TCR signal strength regulates Akt substrate specificity to induce alternate Th and Treg differentiation programs

Abstract

Abstract T regulatory (Treg) cells are induced following stimulation of naïve CD4 T cells with low dose antigen to an extent that is negatively correlated with signaling via the Akt/mTOR pathway. Strong TCR signals induce high levels of Akt activity that inhibit development of Treg by poorly understood mechanisms. Here, we show that high dose stimulation of T cells results in the phosphorylation of Akt on two regulatory sites, Serine (S) 473 and Threonine (T) 308, whereas low dose stimulation results in only T308 phosphorylation. Mathematical modeling shows that the phosphorylation of Akt on both S473 and T308 is controlled by a feedback loop involving PTEN, mTORC2 and the transcription factor FoxO1 that creates a sharp activation threshold with respect to antigen dose and stimulus duration. Using mass spectrometry to analyze phosphorylated Akt substrates at different levels of stimulation, we find profound differences in the substrates phosphorylated, suggesting that a switch in substrate specificity coupled to the phosphorylation status of Akt may lead to alternative cell fates.
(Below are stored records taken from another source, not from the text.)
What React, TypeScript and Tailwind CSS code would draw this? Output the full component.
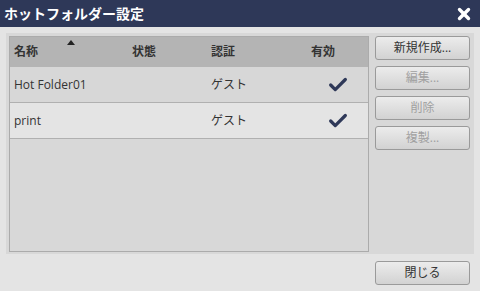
import { Check, X } from 'lucide-react';

const rows = [
  { name: 'Hot Folder01', status: '', auth: 'ゲスト', enabled: true, bg: 'bg-[#d7d7d7]' },
  { name: 'print', status: '', auth: 'ゲスト', enabled: true, bg: 'bg-[#e4e4e4]' },
];

function SideButton({ label, disabled }: { label: string; disabled?: boolean }) {
  return (
    <button
      className={`h-[24px] w-[95px] rounded-[3px] border border-[#9a9a9a] bg-gradient-to-b from-[#ececec] to-[#d2d2d2] text-[12px] leading-none ${
        disabled ? 'text-[#a0a0a0]' : 'text-[#333]'
      }`}
    >
      {label}
    </button>
  );
}

export default function App() {
  return (
    <div
      className="flex h-[291px] w-[480px] flex-col bg-[#e4e4e4]"
      style={{ fontFamily: '"Open Sans", "Noto Sans CJK JP", sans-serif' }}
    >
      {/* Title bar */}
      <div className="flex h-[27px] items-center justify-between bg-[#2e3858] pl-[4px] pr-[7px]">
        <span className="text-[14px] font-bold text-white">ホットフォルダー設定</span>
        <X className="h-[18px] w-[18px] text-white" strokeWidth={4.5} />
      </div>

      <div className="mx-[6px] mt-[6px] flex h-[221px] gap-[6px] bg-[#d8d8d8] pb-[2px] pl-[3px] pr-[4px] pt-[3px]">
        {/* Table */}
        <div className="flex w-[360px] flex-col border border-[#ababab] bg-[#d8d8d8]">
          <div className="relative grid h-[30px] grid-cols-[118px_79px_100px_1fr] items-center bg-[#b4b4b4] text-[12px] font-semibold text-[#333]">
            <span className="pl-[4px]">名称</span>
            <span className="pl-[4px]">状態</span>
            <span className="pl-[4px]">認証</span>
            <span className="pl-[4px]">有効</span>
            <div className="absolute left-[57px] top-[3px] h-0 w-0 border-x-[4px] border-b-[5px] border-x-transparent border-b-[#222]" />
          </div>
          {rows.map((r) => (
            <div
              key={r.name}
              className={`grid h-[36px] grid-cols-[118px_79px_100px_1fr] items-center border-b border-[#b0b0b0] text-[12px] text-[#333] ${r.bg}`}
            >
              <span className="pl-[4px]">{r.name}</span>
              <span className="pl-[4px]">{r.status}</span>
              <span className="pl-[4px]">{r.auth}</span>
              <span className="flex justify-center">
                {r.enabled && <Check className="h-[22px] w-[22px] text-[#2e3858]" strokeWidth={3.5} />}
              </span>
            </div>
          ))}
        </div>

        {/* Side buttons */}
        <div className="flex flex-col gap-[6px]">
          <SideButton label="新規作成..." />
          <SideButton label="編集..." disabled />
          <SideButton label="削除" disabled />
          <SideButton label="複製..." disabled />
        </div>
      </div>

      <div className="flex justify-end pr-[10px] pt-[7px]">
        <SideButton label="閉じる" />
      </div>
    </div>
  );
}
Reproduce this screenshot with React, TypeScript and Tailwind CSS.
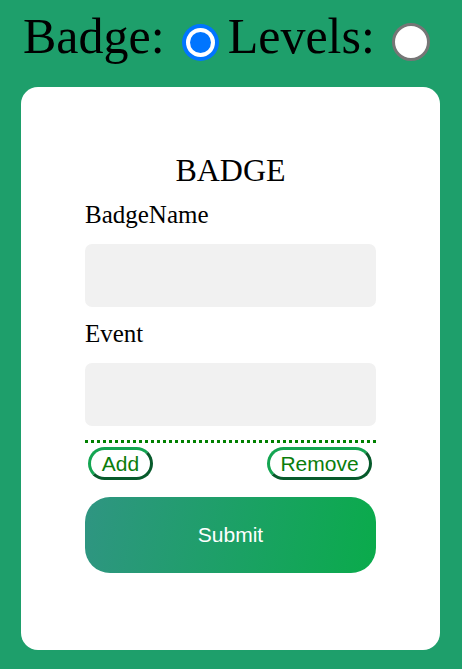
import React from "react";

export default function App() {
  const serif = { fontFamily: '"Liberation Serif", "Times New Roman", serif' };
  const sans = { fontFamily: '"Liberation Sans", Arial, sans-serif' };
  return (
    <div className="min-h-screen bg-[#1e9f6b] pb-[19px]" style={serif}>
      <div className="flex items-start h-[87px] pl-[23px] text-black">
        <span className="text-[50px] leading-none mt-[11px]">Badge:</span>
        <div className="ml-[17px] mt-[24px] w-[37px] h-[37px] rounded-full bg-[#0075ff] p-[4px]">
          <div className="w-full h-full rounded-full bg-white p-[4px]">
            <div className="w-full h-full rounded-full bg-[#0075ff]" />
          </div>
        </div>
        <span className="text-[50px] leading-none mt-[11px] ml-[9px]">Levels:</span>
        <div className="ml-[17px] mt-[23px] w-[38px] h-[38px] rounded-full border-[3px] border-[#767676] bg-white" />
      </div>
      <div className="ml-[21px] w-[419px] h-[563px] bg-white rounded-[17px] px-[64px] pt-[67px]">
        <h1 className="text-[32px] leading-none text-center text-black">BADGE</h1>
        <div className="mt-[16px] text-[25px] leading-none text-black">BadgeName</div>
        <div className="mt-[17px] h-[63px] rounded-[7px] bg-[#f1f1f1]" />
        <div className="mt-[14px] text-[25px] leading-none text-black">Event</div>
        <div className="mt-[17px] h-[63px] rounded-[7px] bg-[#f1f1f1]" />
        <div className="mt-[14px] border-t-[3px] border-dotted border-[#008000]" />
        <div className="mt-[4px] flex justify-between" style={sans}>
          <button className="ml-[3px] w-[65px] h-[33px] rounded-full bg-white border-[3px] border-t-[#14a552] border-l-[#14a552] border-b-[#075a2b] border-r-[#075a2b] text-[21px] leading-none text-[#0b7d0b] flex items-center justify-center">
            Add
          </button>
          <button className="mr-[4px] w-[105px] h-[33px] rounded-full bg-white border-[3px] border-t-[#14a552] border-l-[#14a552] border-b-[#075a2b] border-r-[#075a2b] text-[21px] leading-none text-[#0b7d0b] flex items-center justify-center">
            Remove
          </button>
        </div>
        <button
          className="mt-[17px] w-full h-[76px] rounded-[25px] bg-linear-[100deg] from-[#2f9582] to-[#0aab4b] text-white text-[21px] flex items-center justify-center"
          style={sans}
        >
          Submit
        </button>
      </div>
    </div>
  );
}
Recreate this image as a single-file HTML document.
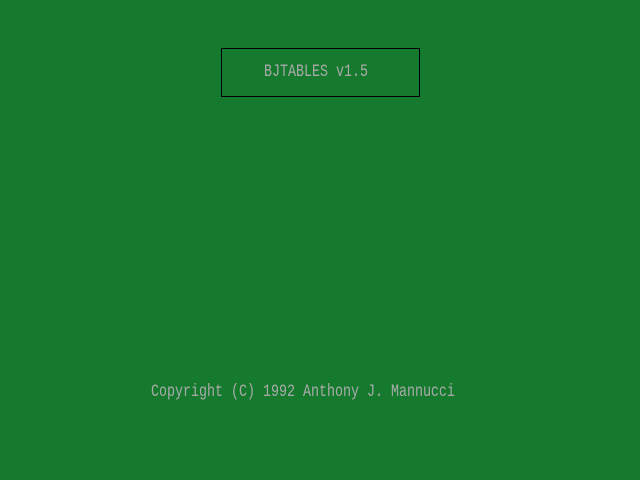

Proteins differentially phosphorylated by these two states of Akt include RNA splicing factors, and we find changes in the splice variant expression levels of key TCR signaling proteins, such as CD3ζ and CD45 that correlate with the observed differences in cell fate. Knockdown of specific splicing factors impacted the ratios of Th versus Treg cells induced. Together, this work demonstrates that alternative splicing can affect the outcome of T cell fate decisions and identifies alternate Akt-mediated signaling networks that drive CD4+ T cell differentiation.